=== Data excerpt ===
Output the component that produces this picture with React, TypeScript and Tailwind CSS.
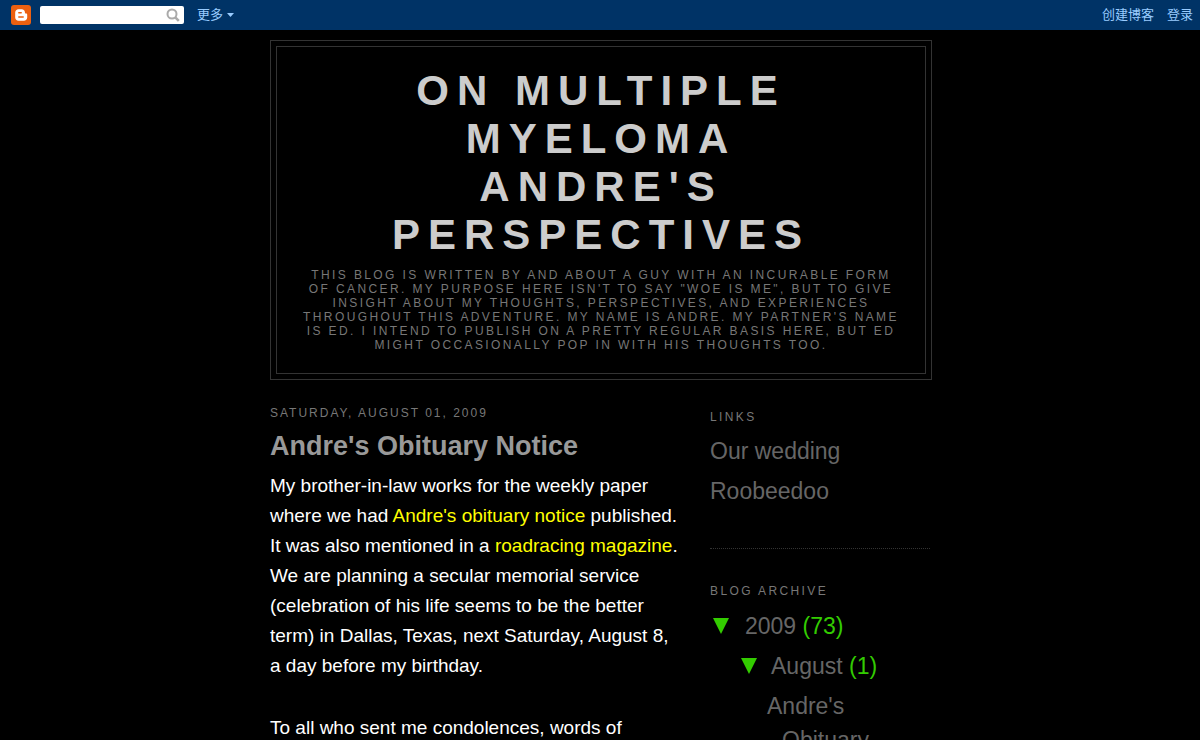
const archiveLink = "text-[#666666] hover:underline";

function Navbar() {
  return (
    <nav className="flex h-[30px] items-center bg-[#003366] pl-[11px] pr-[7px] text-[13px] text-[#99ccff]">
      <a href="#home" aria-label="Blogger">
        <svg className="block size-5" viewBox="0 0 20 20">
          <rect width="20" height="20" rx="3" fill="#ec6010" />
          <path
            d="M7.500 4.200h3.200c1.900 0 3.200 1.300 3.200 3.100 0 .9.300 1.300 1.100 1.300.8 0 1.200.4 1.200 1.200v2.600c0 1.900-1.400 3.300-3.300 3.300H7.500c-1.900 0-3.300-1.400-3.300-3.300V7.500c0-1.900 1.400-3.300 3.300-3.300z"
            fill="#fff"
          />
          <path d="M7.800 7.800h2.400M7.800 12.100h4.400" stroke="#ec6010" strokeWidth="1.500" strokeLinecap="round" />
        </svg>
      </a>
      <form className="ml-[9px] flex h-[18px] w-36 items-center rounded-[2px] bg-white pr-1" role="search">
        <input aria-label="Search" type="text" className="h-full min-w-0 flex-1 bg-transparent px-1 text-xs text-black outline-none" />
        <button type="button" aria-label="Search">
          <svg className="block size-[14px]" viewBox="0 0 14 14" fill="none" stroke="#aaaaaa">
            <circle cx="6" cy="6" r="4.500" strokeWidth="2" />
            <path d="M9.300 9.300l3.500 3.500" strokeWidth="2.600" />
          </svg>
        </button>
      </form>
      <button type="button" className="ml-[13px] flex items-center gap-1">
        更多
        <svg className="block h-1 w-[7px]" viewBox="0 0 7 4" fill="#99ccff">
          <path d="M0 0h7L3.500 4z" />
        </svg>
      </button>
      <div className="ml-auto flex gap-[13px]">
        <a href="#create">创建博客</a>
        <a href="#login">登录</a>
      </div>
    </nav>
  );
}

function Header() {
  return (
    <header className="w-[662px] border border-[#333333] p-[5px]">
      <div className="border border-[#333333] px-[25px] pt-5 pb-[21px] text-center uppercase">
        <h1 className="text-[42px] font-bold leading-[48px] tracking-[8px] text-[#cccccc]">
          On Multiple
          <br />
          Myeloma
          <br />
          Andre&#39;s
          <br />
          Perspectives
        </h1>
        <p className="mt-[9px] text-xs leading-[14px] tracking-[0.2em] text-[#777777]">
          This blog is written by and about a guy with an incurable form of cancer. My purpose here isn&#39;t to say
          &quot;Woe is me&quot;, but to give insight about my thoughts, perspectives, and experiences throughout this
          adventure. My name is Andre. My partner&#39;s name is Ed. I intend to publish on a pretty regular basis here,
          but Ed might occasionally pop in with his thoughts too.
        </p>
      </div>
    </header>
  );
}

function Post() {
  return (
    <main className="w-[410px] pt-[26px]">
      <h2 className="text-xs leading-[14px] tracking-[2px] text-[#777777] uppercase">Saturday, August 01, 2009</h2>
      <h3 className="mt-[7px] text-[27px] font-bold leading-[38px] text-[#999999]">Andre&#39;s Obituary Notice</h3>
      <div className="mt-[6px] flex flex-col gap-8 text-[19px] leading-[30px] text-white">
        <p>
          My brother-in-law works for the weekly paper where we had{" "}
          <a href="#notice" className="text-[#ffff00]">Andre&#39;s obituary notice</a> published. It was also mentioned
          in a <a href="#magazine" className="text-[#ffff00]">roadracing magazine</a>. We are planning a secular
          memorial service (celebration of his life seems to be the better term) in Dallas, Texas, next Saturday,
          August 8, a day before my birthday.
        </p>
        <p>To all who sent me condolences, words of</p>
      </div>
    </main>
  );
}

function Toggle() {
  return (
    <button type="button" aria-label="Collapse" className="shrink-0">
      <svg className="block h-4 w-4" viewBox="0 0 16 16" fill="#33cc00">
        <path d="M0 0h16L8 16z" />
      </svg>
    </button>
  );
}

function Sidebar() {
  return (
    <aside className="w-[220px] pt-[30px] text-[23px] leading-[34px] text-[#666666]">
      <section className="border-b border-dotted border-[#333333] pb-10">
        <h2 className="text-xs leading-[14px] tracking-[0.2em] text-[#777777] uppercase">Links</h2>
        <ul className="mt-[10px] flex flex-col gap-[6px]">
          <li><a href="#wedding">Our wedding</a></li>
          <li><a href="#roobeedoo">Roobeedoo</a></li>
        </ul>
      </section>
      <section className="pt-[35px]">
        <h2 className="text-xs leading-[14px] tracking-[0.2em] text-[#777777] uppercase">Blog Archive</h2>
        <ul className="mt-[11px] flex flex-col gap-[6px]">
          <li className="flex items-center gap-4 pl-[3px]">
            <Toggle />
            <span><a href="#2009" className={archiveLink}>2009</a> <span className="text-[#33cc00]">(73)</span></span>
          </li>
          <li className="flex items-center gap-[14px] pl-[31px]">
            <Toggle />
            <span><a href="#august" className={archiveLink}>August</a> <span className="text-[#33cc00]">(1)</span></span>
          </li>
          <li className="w-[180px] pl-[72px] -indent-[15px]">
            <a href="#obituary" className={archiveLink}>Andre&#39;s Obituary</a>
          </li>
        </ul>
      </section>
    </aside>
  );
}

export default function App() {
  return (
    <div className="h-screen overflow-hidden bg-black font-['Liberation_Sans','Noto_Sans_CJK_SC',sans-serif]">
      <Navbar />
      <div className="mx-auto w-[660px] pt-[10px]">
        <Header />
        <div className="flex justify-between">
          <Post />
          <Sidebar />
        </div>
      </div>
    </div>
  );
}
===
▶ [Job] Every line in the data above that contains "with" needs to be copied.

▶ [Written answer]
Output the component that produces this picture with React, TypeScript and Tailwind CSS.
          This blog is written by and about a guy with an incurable form of cancer. My purpose here isn&#39;t to say
          but Ed might occasionally pop in with his thoughts too.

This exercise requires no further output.